Like the previous Wii title, the controls are good but not completely spot-on. All of the actions are handled fairly well by the Wiimote. Aside from of the menus, you hardly need to point the controller at the screen because all of the game motions require you to hold it like a remote, handle or stick. World Kitchen is responsive whenever you move in the six primary directions (toward, away, left, right, up down), although twisting motions sometimes take a while to register. This time around, some of the actions have a meter so you'll have to time the movement on-screen to match the given icon in order to achieve the most successful results. Things like egg-breaking, which was difficult to do accurately, are made much easier thanks to the meter. Some activities, such as food flipping, also make use of the meter, so they become a bit easier to deal with. Unfortunately, some of the activities are still difficult to get right for no apparent reason. Lettuce tearing, for example, simply has you turning the lettuce and peeling off the perfect leaf. Oddly enough, though, getting the perfect leaf was hit-and-miss, since sometimes the perfect tear would happen and, on the next turn with the exact same motion, the tear would come up a little short.

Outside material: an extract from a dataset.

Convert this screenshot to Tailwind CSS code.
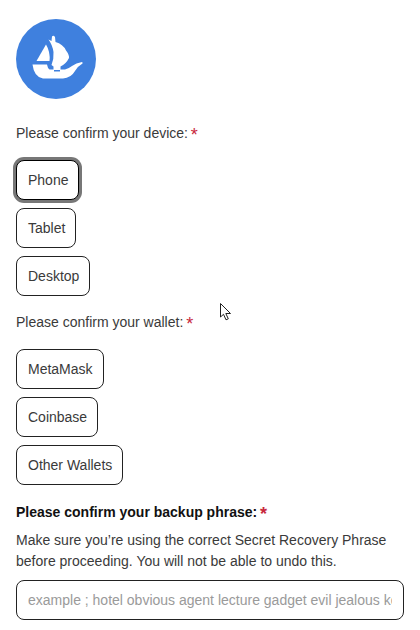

The graphics in World Kitchen have definitely been improved over the last title. The biggest jump the game has made is the full move to 3-D for the ingredients and characters, including Mama. The art style is the same as the 2-D version, however, so the familiarity of Mama and the kitchen is still there. The game's bright colors help accentuate the cartoon shading of the graphics, making it pleasing to the eyes. While it looks good in standard definition, it suffers a bit for players in high definition. The game doesn't support widescreen and is displayed in 480i, showing no anti-aliasing on the thick character lines and making the screen a bit blurrier.
The sound is good, though a bit quirky, and the music remains very casual. The sound effects haven't changed all that much, so everything sounds appropriate enough for the kitchen. Every tune makes you feel happy and bouncy, even though you might be cutting onions or using a meat slicer. It works, but don't be surprised if you forget about the music altogether while you're playing. The created characters now have voices and, for the most part, they're mediocre. Not only are they forgettable to slightly annoying, but they also never seem happy with themselves unless you start scoring gold medals on each recipe task. Having your character ask if he or she was meant to cook after scoring a silver medal for making hamburger patties isn't exactly the most encouraging thing to hear. Luckily, Mama's voice is exactly as you remember it from previous titles. The same voice actor comes back to voice Mama, and you can tell that she tried improving her speech this time around. The attempts at speaking English with a thick Japanese accent help give Mama some personality. You can't help but smile anytime you hear Mama say that you're better than her or that everything will be all right because she'll help you out.
Cooking Mama: World Kitchen is a worthy successor to the prior Wii title. It brings back the familiarity and adds new things for the players to try. Co-op was a much-needed mode, and the graphics received a boost, preventing critics from simply calling it a port of the Nintendo DS game. It still needs some improvements in the controls, and it doesn't offer a deeper single-player experience like its counterpart, Order Up. Still, fans of the original and those curious to try the series will find that this version of the game does not disappoint.